He estado dos días en Casablanca, desde el jueves, y me marcho este mediodía a Madrid.

En la época en que los aviones no tenían tanta autonomía parábamos en Casablanca, repostaba el avión y nos íbamos con la impresión de estar en un país próximo, como si fuera una isla más de las que formaban parte del Archipiélago.

En aquel entonces, sin embargo, no era bien visto decir que éramos africanos, que es nuestra condición geográfica natural, porque ni el régimen ni nuestra sociedad reaccionaria y clasista consideraba menores a nuestros vecinos.
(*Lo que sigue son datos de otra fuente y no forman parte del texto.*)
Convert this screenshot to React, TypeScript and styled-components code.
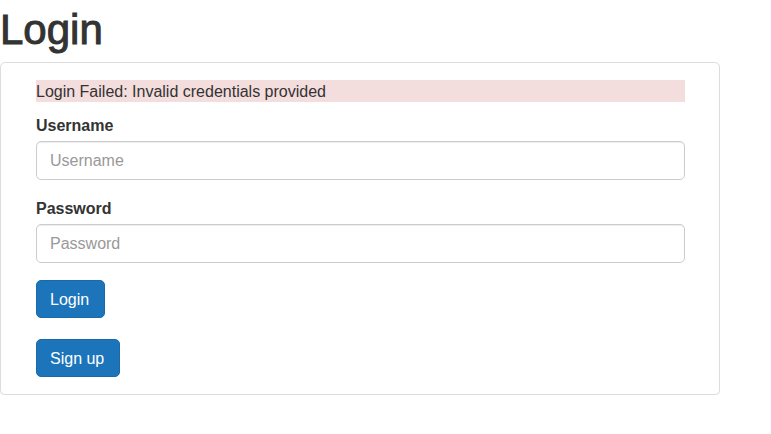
import React from "react";
import styled, { createGlobalStyle } from "styled-components";

const GlobalStyle = createGlobalStyle`
  *, *::before, *::after { box-sizing: border-box; }
  body {
    margin: 0;
    background: #fff;
    color: #333;
    font: 16px/22px "Liberation Sans", Arial, sans-serif;
  }
`;

const Page = styled.main`
  padding-right: 51px;
`;

const Title = styled.h1`
  margin: 0 0 10px;
  padding-top: 8px;
  font-size: 42px;
  font-weight: 500;
  line-height: 44px;
  -webkit-text-stroke: 1px currentColor;
`;

const Panel = styled.section`
  padding: 17px 34px 17px 35px;
  border: 1px solid #ddd;
  border-radius: 5px;
  background: #fff;
  box-shadow: 0 1px 1px rgba(0, 0, 0, 0.05);
`;

const Alert = styled.div`
  margin-bottom: 12px;
  padding-top: 2px;
  background: #f4dddd;
  line-height: 20px;
`;

const Field = styled.div`
  margin-bottom: 17px;
`;

const Label = styled.label`
  display: block;
  margin-bottom: 4px;
  padding-top: 1px;
  font-weight: 700;
`;

const TextInput = styled.input`
  display: block;
  width: 100%;
  height: 39px;
  padding: 6px 13px;
  border: 1px solid #ccc;
  border-radius: 5px;
  background: #fff;
  box-shadow: inset 0 1px 1px rgba(0, 0, 0, 0.075);
  color: #555;
  font: inherit;
  &::placeholder { color: #999; opacity: 1; }
`;

const Actions = styled.div`
  display: flex;
  flex-direction: column;
  align-items: flex-start;
  gap: 21px;
`;

const Button = styled.button`
  height: 38px;
  padding: 2px 15px 0 13px;
  border: 1px solid #1b69a7;
  border-radius: 5px;
  background: #1c75bb;
  color: #fff;
  font: inherit;
  cursor: pointer;
`;

export default function App() {
  return (
    <Page>
      <GlobalStyle />
      <Title>Login</Title>
      <Panel>
        <Alert role="alert">Login Failed: Invalid credentials provided</Alert>
        <form onSubmit={(event) => event.preventDefault()}>
          <Field>
            <Label htmlFor="username">Username</Label>
            <TextInput id="username" type="text" placeholder="Username" />
          </Field>
          <Field>
            <Label htmlFor="password">Password</Label>
            <TextInput id="password" type="password" placeholder="Password" />
          </Field>
          <Actions>
            <Button type="submit">Login</Button>
            <Button type="button">Sign up</Button>
          </Actions>
        </form>
      </Panel>
    </Page>
  );
}
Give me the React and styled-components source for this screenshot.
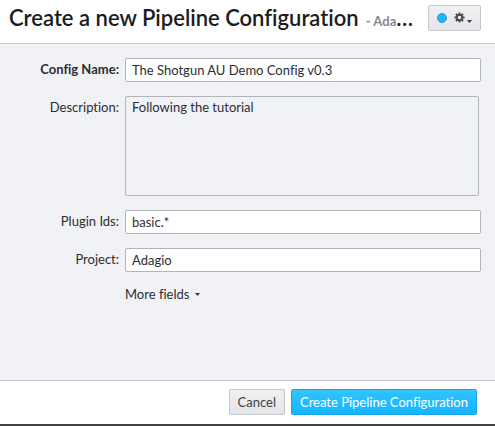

Las cosas fueron cambiando, a conveniencia de esa sociedad pacata, y ya no sólo somos africanos sino que lo tenemos a mucha honra, y muy bien que me parece. No sólo es africano nuestro suelo y hasta nuestro subsuelo, sino que lo es el clima e incluso el origen.

Muy pocos descendientes han de quedar de aquellos bereberes que están en nuestra historia, pero no cabe duda hoy de que somos descendientes directos, indirectos o involuntarios de aquellos pobladores que afrontaron la invasión castellana con muy desigual fortuna.

Pero no digo todo esto para revivir circunstancias que en un tiempo tuvieron matiz político pero que ahora ya están en otra zona de los olvidos, sino para explicar por qué en una época Casablanca nos parecía, a los que parábamos aquí para seguir viaje desde Madrid a Tenerife, un país intermedio, casi una más de las islas Canarias, y que ahora es, sin duda alguna, un país extranjero.

¿Un país extranjero? Bueno, no tanto. Hay casas en Casablanca que son nuestras casas de los años 60, ese Santa Cruz humilde, digno y roto de los años 60, las calles de asfalto discontinuo, la expresión de la pobreza en esas mismas calles, en contraste con zonas más elegantes o distinguidas por las que caminan quienes pueden comprar vituallas, enseres y comidas que no están al alcance de esa clase de personas que viven a duras penas con salarios de miseria.

Ahora las diferencias entre Casablanca y Santa Cruz se han acentuado, porque aquí no se ha instalado una clase media que entre nosotros alcanzó cierta pujanza y el Gobierno, el local, el nacional, no se preocupado de adecentar sus calles y sus parques. Por otra parte, y esto es lo más importante para los que comparamos el aire con todas las cosas, como asmáticos que somos, el aire de Casablanca es nuestro.

Y en ese clima me sentí de aquí, como si Casablanca, en efecto no fuera un país extranjero. En las últimas horas de sol del jueves, el día que llegué, había una neblina como de Erjos. Me dijeron que esa neblina era muy poco habitual, estaban extrañados los que viven aquí desde hace mucho tiempo. Luego estuve pensando si no sería la neblina que se ve al final de la película Casablanca, que como todo el mundo sabe no se rodó aquí, sino en Hollywood. Esa neblina que envuelve el final del filme de Michael Curtiz era la que había detrás de la Gran Mezquita, al lado del centro de convenciones donde se celebra aún el Salón de la Edición y del Libro a algunos de cuyos actos tuvo a bien traerme el Instituto Cervantes que dirige en Casablanca Joan Álvarez.

De broma les dije a los amigos que me trajeron que probablemente el guionista de Casablanca vino aquí uno de esos días excepcionales de neblina tupida, que convierte a Casablanca en una especie de fantasma en la que renacen amores contrariados en medio de la indisciplinada existencia de una ciudad que entonces era, enteramente, un país extranjero.

Y me llevaron, cómo no, a la réplica moderna del famoso café Rick´s, que tampoco existió en la realidad. Hacía frío en la calle, como en Santa Cruz en las tardes de invierno; y la cerveza que me dieron, de nombre Casablanca, se me pareció a las cervezas que yo me tomaba en el Parque cuando era un chiquillo y aun nuestros vuelos Madrid-Tenerife o viceversa pasaban por Casablanca. Tan cerca entonces, tan lejos después, tan extraña y tan nuestra siempre.